— Start of EXTRACTED DATA —
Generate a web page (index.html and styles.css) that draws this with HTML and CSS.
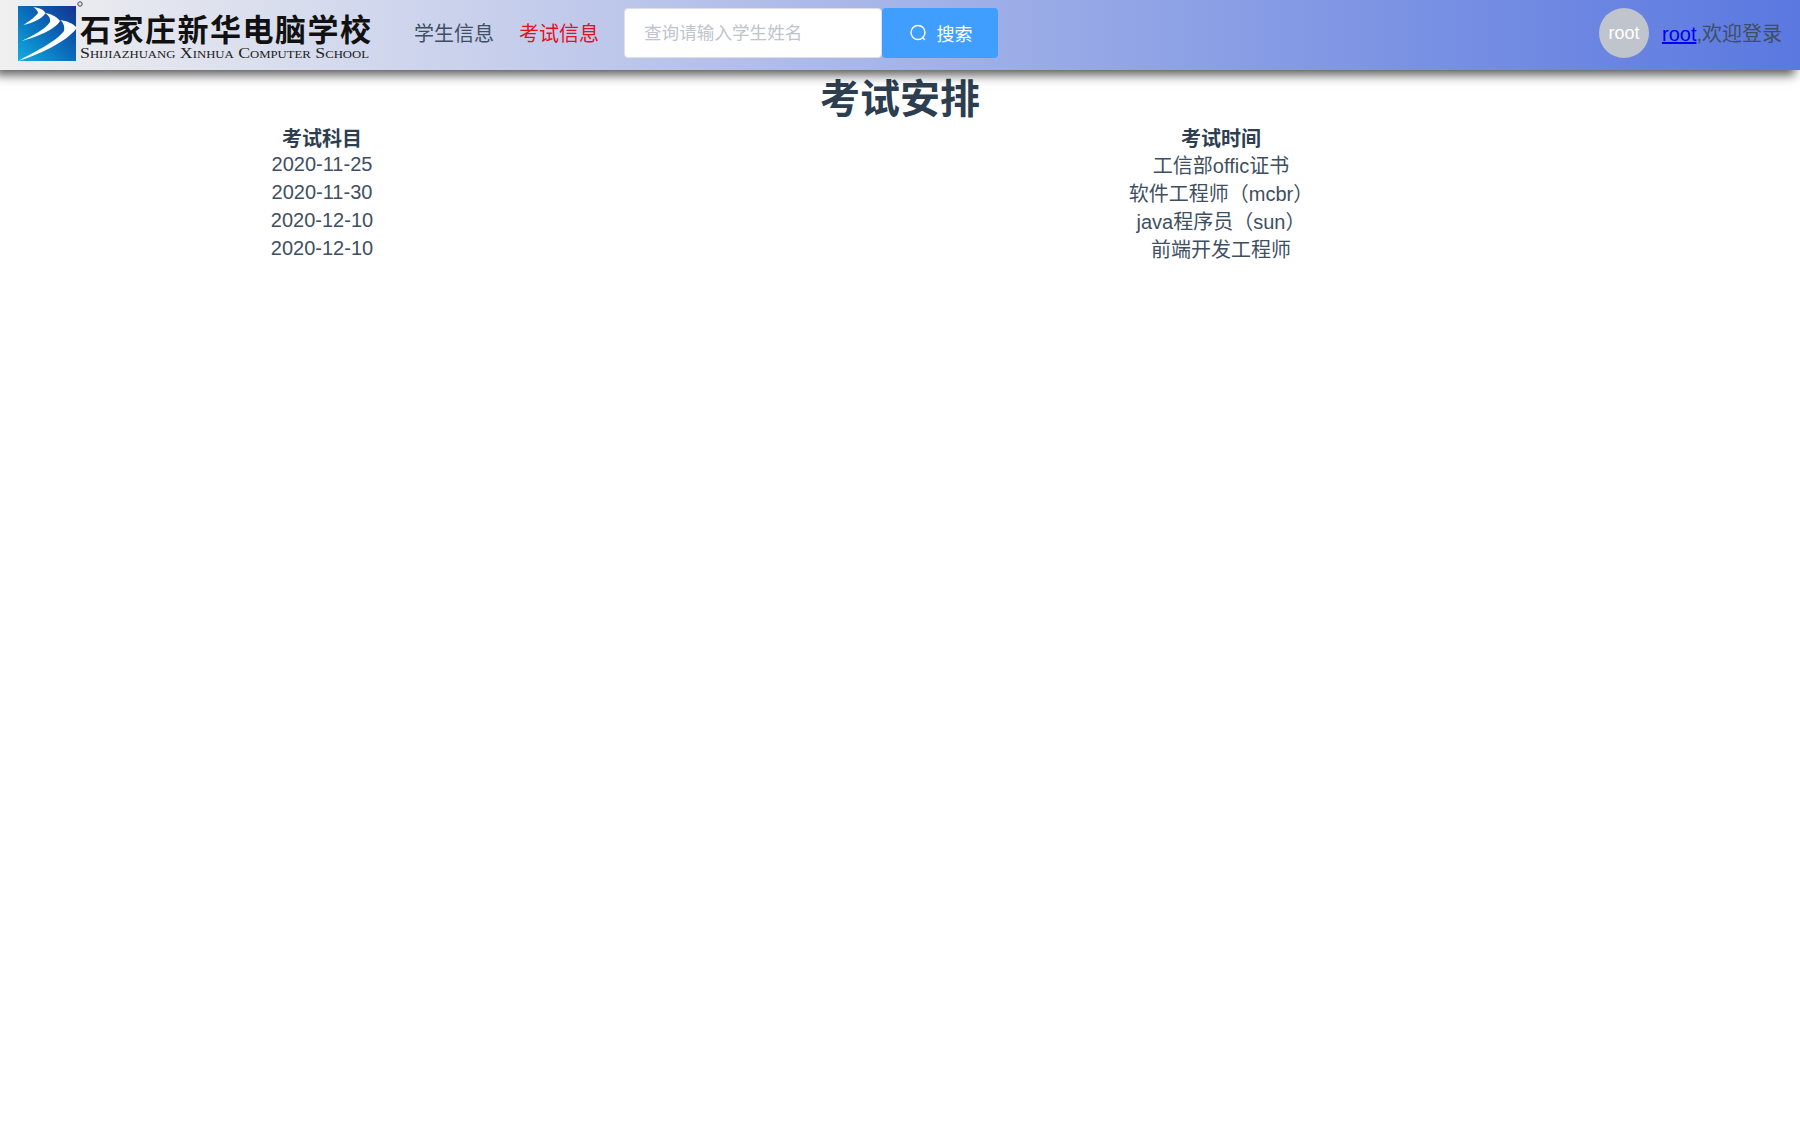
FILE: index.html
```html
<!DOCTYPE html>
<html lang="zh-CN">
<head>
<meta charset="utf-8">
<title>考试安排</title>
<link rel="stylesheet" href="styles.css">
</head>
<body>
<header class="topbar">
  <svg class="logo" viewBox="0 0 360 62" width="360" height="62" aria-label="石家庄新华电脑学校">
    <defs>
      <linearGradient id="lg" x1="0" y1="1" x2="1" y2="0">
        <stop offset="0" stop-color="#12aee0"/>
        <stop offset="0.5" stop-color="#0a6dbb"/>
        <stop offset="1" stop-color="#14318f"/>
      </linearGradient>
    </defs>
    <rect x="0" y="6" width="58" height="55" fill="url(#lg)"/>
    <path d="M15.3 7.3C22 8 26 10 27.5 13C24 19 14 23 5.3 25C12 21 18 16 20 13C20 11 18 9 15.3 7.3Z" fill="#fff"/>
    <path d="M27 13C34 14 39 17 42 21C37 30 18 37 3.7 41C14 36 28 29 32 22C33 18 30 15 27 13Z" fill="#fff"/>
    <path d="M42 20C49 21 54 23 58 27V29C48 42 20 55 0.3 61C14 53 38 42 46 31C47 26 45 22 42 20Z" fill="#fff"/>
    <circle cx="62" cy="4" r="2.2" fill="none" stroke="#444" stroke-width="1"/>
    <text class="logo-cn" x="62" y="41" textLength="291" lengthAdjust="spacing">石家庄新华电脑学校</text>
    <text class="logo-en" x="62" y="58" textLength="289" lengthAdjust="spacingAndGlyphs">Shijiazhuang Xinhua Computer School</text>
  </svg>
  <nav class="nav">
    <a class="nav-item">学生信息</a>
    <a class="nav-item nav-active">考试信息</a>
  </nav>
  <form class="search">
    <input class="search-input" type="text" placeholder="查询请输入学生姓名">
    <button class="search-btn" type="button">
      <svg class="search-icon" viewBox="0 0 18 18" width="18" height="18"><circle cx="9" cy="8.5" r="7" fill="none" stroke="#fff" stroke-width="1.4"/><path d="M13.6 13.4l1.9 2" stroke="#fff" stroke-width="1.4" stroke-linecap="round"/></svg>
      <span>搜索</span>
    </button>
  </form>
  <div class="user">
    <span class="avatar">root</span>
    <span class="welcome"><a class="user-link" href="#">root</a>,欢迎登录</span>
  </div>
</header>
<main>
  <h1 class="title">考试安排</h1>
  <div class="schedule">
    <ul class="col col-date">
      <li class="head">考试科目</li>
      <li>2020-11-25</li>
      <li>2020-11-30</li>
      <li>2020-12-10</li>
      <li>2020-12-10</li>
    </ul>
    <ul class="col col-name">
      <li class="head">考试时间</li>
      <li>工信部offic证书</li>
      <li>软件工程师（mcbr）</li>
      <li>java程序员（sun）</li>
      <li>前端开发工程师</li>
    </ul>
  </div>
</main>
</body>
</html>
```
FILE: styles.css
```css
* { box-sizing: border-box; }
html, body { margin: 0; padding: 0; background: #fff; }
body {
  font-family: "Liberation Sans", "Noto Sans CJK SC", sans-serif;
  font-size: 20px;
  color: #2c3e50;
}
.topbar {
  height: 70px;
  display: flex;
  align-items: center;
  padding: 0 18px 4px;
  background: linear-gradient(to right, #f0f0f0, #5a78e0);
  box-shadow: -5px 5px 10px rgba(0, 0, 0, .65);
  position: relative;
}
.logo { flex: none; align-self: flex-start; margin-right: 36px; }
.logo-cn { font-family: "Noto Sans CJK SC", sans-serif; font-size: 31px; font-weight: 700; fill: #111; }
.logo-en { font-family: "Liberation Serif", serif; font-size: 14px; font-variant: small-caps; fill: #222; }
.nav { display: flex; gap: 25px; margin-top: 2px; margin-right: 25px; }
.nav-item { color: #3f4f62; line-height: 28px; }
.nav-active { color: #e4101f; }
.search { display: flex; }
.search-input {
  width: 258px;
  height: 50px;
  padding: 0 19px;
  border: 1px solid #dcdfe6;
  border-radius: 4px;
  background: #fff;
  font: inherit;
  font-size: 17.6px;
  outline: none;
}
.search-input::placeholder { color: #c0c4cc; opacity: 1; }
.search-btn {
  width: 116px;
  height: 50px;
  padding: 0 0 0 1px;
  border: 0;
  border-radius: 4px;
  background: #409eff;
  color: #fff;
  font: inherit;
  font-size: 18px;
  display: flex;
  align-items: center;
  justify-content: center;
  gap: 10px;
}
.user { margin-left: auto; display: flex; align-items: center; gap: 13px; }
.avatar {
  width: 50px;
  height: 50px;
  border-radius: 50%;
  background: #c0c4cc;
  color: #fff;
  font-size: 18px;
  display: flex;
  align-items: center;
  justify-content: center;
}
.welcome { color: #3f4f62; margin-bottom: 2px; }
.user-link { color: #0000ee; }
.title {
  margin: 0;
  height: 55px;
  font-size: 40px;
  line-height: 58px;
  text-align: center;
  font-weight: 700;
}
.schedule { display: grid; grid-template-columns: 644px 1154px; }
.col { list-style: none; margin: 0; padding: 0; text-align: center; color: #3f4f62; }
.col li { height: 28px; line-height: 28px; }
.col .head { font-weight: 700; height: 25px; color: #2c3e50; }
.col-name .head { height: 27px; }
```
— End of EXTRACTED DATA —
— Start of EXTRACTED DATA —
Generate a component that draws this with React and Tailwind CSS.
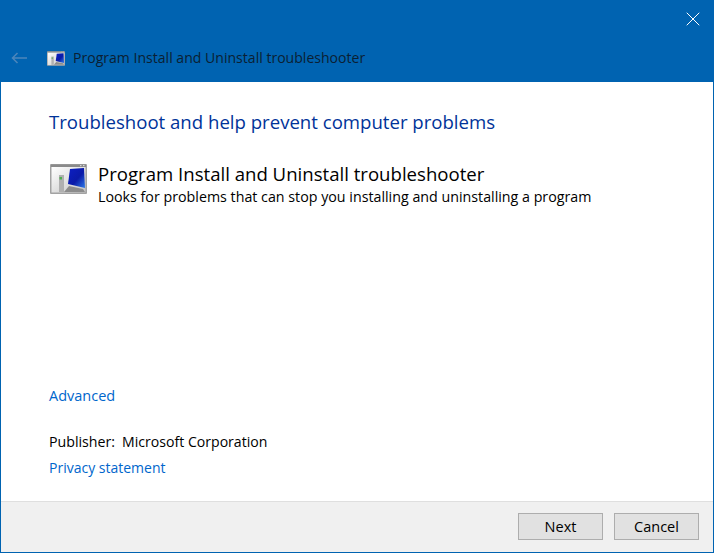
— End of EXTRACTED DATA —
— Start of EXTRACTED DATA —
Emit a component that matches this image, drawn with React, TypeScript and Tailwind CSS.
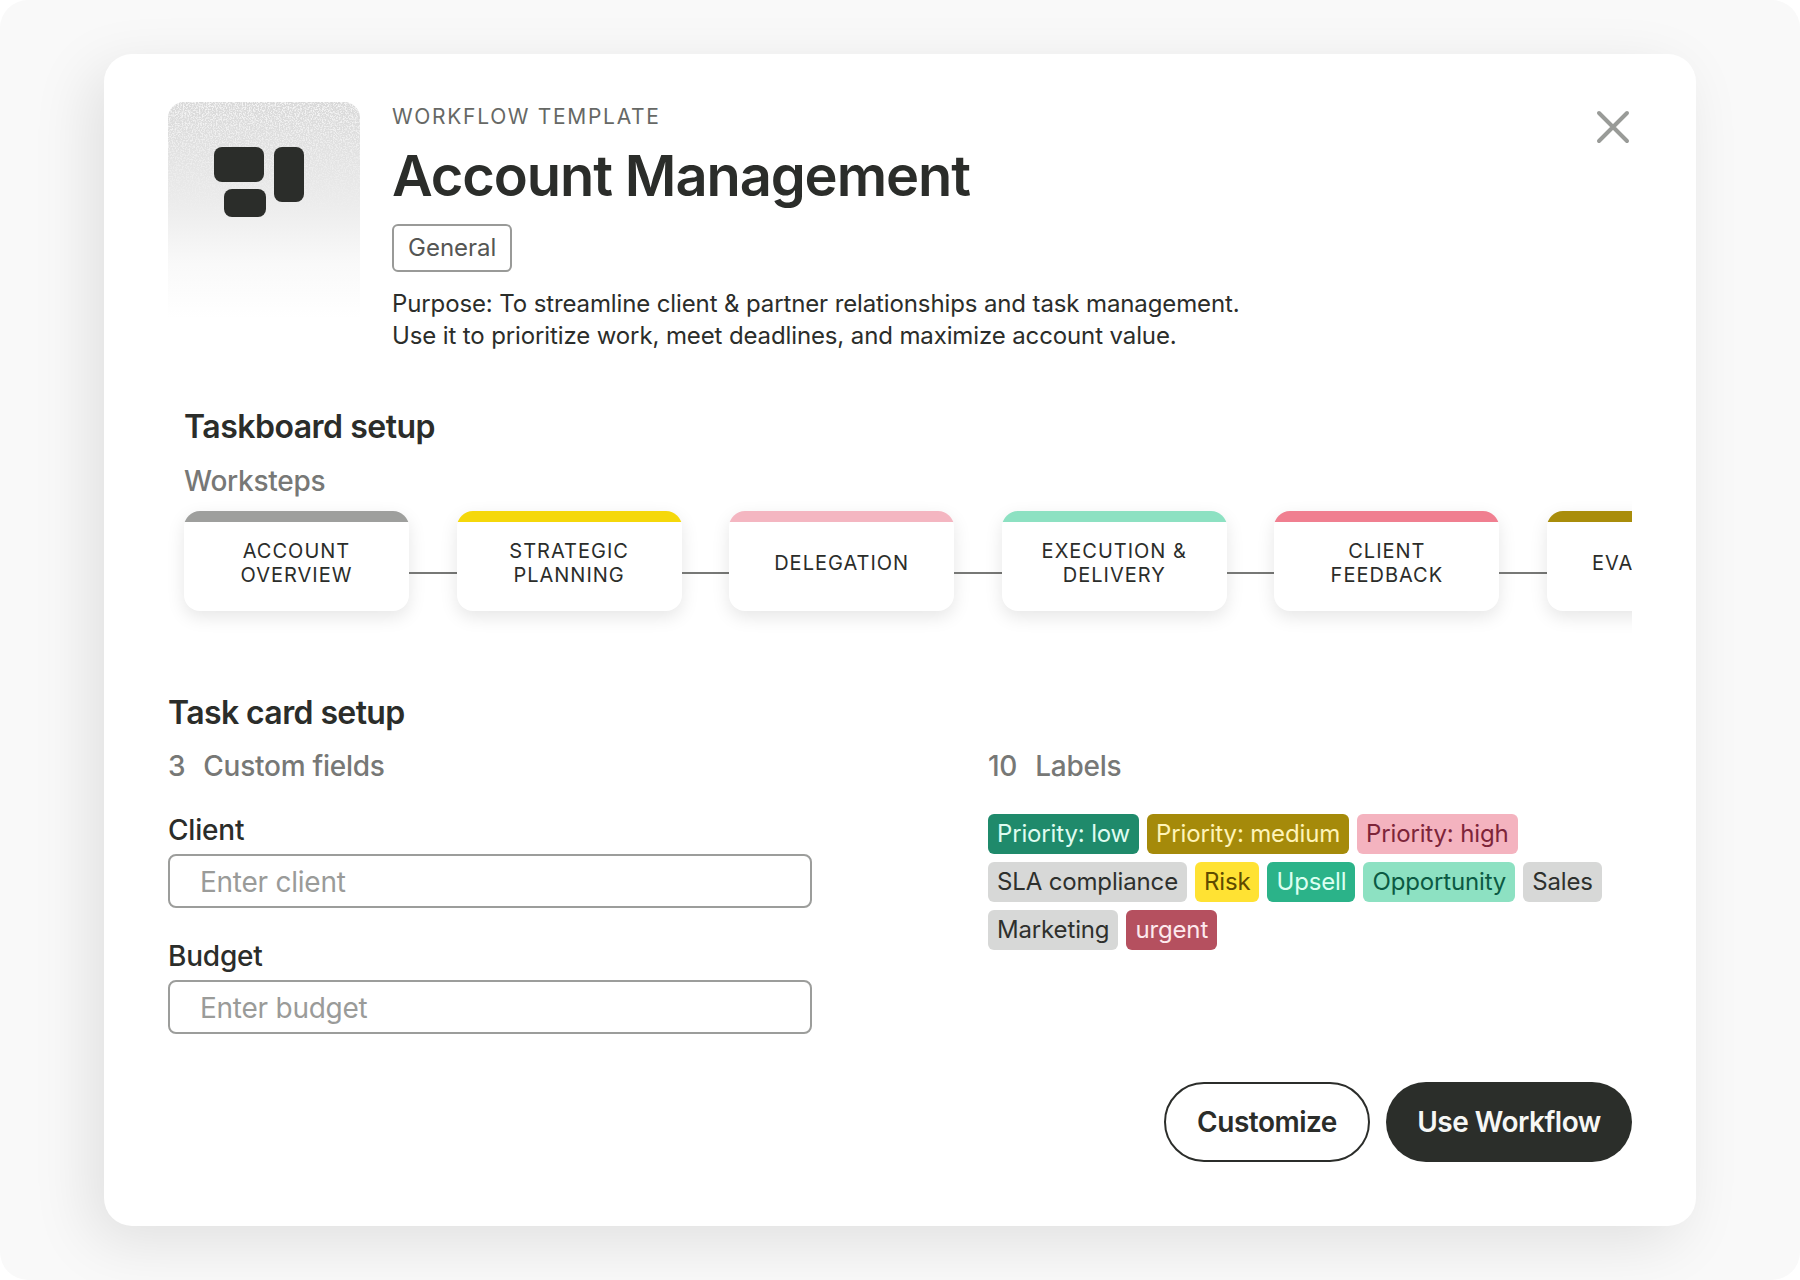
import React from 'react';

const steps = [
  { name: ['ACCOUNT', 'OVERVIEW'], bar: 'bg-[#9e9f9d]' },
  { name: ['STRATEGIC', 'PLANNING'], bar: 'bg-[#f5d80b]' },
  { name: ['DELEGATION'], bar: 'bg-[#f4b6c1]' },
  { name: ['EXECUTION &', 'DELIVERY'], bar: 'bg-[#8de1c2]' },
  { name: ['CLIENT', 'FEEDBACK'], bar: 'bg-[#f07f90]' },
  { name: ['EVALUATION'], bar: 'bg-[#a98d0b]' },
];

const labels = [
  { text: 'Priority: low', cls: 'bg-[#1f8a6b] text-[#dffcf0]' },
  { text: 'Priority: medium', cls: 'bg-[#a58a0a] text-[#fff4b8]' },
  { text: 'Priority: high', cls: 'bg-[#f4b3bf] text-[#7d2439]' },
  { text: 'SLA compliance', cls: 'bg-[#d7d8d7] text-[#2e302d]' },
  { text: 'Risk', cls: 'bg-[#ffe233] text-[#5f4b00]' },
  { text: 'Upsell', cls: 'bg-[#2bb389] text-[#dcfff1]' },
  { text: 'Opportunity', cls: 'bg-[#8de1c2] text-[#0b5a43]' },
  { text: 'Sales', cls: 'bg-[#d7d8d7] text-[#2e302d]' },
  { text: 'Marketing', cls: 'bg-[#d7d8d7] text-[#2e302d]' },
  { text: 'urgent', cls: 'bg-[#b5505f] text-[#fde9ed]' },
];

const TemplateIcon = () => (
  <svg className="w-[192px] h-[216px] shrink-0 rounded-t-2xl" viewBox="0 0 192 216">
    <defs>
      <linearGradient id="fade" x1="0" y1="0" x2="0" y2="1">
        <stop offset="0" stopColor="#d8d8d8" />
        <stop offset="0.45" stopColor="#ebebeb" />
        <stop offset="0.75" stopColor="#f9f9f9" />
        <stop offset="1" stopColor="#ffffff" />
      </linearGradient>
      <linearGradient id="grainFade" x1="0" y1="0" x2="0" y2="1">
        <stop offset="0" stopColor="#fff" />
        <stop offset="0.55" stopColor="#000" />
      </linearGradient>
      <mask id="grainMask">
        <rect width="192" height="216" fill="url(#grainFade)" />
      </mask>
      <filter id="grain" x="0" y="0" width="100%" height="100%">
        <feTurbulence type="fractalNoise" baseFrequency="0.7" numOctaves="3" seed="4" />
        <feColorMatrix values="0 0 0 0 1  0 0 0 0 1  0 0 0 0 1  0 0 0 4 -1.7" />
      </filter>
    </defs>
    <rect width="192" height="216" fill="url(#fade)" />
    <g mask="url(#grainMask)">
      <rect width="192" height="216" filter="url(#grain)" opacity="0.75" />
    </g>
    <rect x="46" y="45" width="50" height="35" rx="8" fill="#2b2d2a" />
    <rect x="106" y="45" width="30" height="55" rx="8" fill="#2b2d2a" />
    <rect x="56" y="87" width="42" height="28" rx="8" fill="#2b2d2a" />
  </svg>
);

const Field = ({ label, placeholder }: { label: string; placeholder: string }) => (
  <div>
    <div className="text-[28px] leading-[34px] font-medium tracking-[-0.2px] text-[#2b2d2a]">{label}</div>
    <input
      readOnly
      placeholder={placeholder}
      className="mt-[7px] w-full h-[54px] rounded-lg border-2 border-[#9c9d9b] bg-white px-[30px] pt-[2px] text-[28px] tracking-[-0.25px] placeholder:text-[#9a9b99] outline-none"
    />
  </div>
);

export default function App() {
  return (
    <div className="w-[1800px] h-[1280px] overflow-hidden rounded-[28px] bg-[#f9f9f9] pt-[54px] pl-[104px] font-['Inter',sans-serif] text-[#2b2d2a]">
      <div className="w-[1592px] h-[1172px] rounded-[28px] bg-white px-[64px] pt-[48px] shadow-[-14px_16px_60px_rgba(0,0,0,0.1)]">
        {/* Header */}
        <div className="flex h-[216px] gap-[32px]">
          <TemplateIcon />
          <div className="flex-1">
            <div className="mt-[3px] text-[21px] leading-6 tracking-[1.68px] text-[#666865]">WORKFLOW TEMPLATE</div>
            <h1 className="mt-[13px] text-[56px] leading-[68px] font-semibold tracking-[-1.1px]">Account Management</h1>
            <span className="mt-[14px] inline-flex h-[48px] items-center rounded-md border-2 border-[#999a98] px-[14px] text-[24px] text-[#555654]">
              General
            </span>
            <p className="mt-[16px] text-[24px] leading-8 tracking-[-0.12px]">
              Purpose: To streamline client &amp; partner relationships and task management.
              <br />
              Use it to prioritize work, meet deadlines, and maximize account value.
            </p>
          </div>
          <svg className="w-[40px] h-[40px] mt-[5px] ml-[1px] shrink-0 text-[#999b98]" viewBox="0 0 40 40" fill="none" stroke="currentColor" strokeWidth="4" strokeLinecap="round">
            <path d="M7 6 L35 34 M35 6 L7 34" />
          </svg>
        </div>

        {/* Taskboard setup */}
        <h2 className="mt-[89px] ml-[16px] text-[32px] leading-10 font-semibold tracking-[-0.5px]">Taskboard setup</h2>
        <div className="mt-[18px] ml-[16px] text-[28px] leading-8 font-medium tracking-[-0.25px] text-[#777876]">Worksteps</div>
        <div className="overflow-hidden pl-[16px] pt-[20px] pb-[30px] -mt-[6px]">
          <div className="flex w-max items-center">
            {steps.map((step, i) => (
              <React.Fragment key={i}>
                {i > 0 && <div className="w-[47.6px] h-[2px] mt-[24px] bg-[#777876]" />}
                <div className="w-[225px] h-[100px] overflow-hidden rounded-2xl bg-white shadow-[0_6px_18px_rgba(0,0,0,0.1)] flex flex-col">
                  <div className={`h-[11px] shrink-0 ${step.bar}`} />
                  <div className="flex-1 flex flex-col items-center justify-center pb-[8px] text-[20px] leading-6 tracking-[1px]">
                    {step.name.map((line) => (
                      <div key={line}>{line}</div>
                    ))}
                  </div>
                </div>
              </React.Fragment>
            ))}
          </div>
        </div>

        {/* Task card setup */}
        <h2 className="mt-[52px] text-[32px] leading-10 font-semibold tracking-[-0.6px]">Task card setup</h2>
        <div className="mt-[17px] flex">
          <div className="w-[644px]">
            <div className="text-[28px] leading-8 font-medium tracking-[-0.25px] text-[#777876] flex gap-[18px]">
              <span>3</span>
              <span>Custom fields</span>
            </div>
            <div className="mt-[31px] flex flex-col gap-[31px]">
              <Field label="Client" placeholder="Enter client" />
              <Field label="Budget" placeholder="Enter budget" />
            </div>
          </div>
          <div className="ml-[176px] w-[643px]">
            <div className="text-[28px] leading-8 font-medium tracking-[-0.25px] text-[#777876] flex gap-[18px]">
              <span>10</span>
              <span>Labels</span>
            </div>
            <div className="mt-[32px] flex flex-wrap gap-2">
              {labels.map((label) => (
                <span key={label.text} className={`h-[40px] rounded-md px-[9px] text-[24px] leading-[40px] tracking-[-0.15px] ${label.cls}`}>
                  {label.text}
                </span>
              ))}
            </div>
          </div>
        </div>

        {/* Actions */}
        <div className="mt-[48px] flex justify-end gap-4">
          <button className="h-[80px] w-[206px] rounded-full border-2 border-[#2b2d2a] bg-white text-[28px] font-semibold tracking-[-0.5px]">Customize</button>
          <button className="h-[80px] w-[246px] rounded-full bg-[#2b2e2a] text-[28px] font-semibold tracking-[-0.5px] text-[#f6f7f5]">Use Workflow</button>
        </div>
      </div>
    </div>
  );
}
— End of EXTRACTED DATA —
[STATED EXERCISE]: Only the lines from the one with "Emit a component" through the one with "import React from 'react';" belong in your copy; retype them exactly and drop any pictures.

[RESULT OF THE EXERCISE]:
Emit a component that matches this image, drawn with React, TypeScript and Tailwind CSS.
import React from 'react';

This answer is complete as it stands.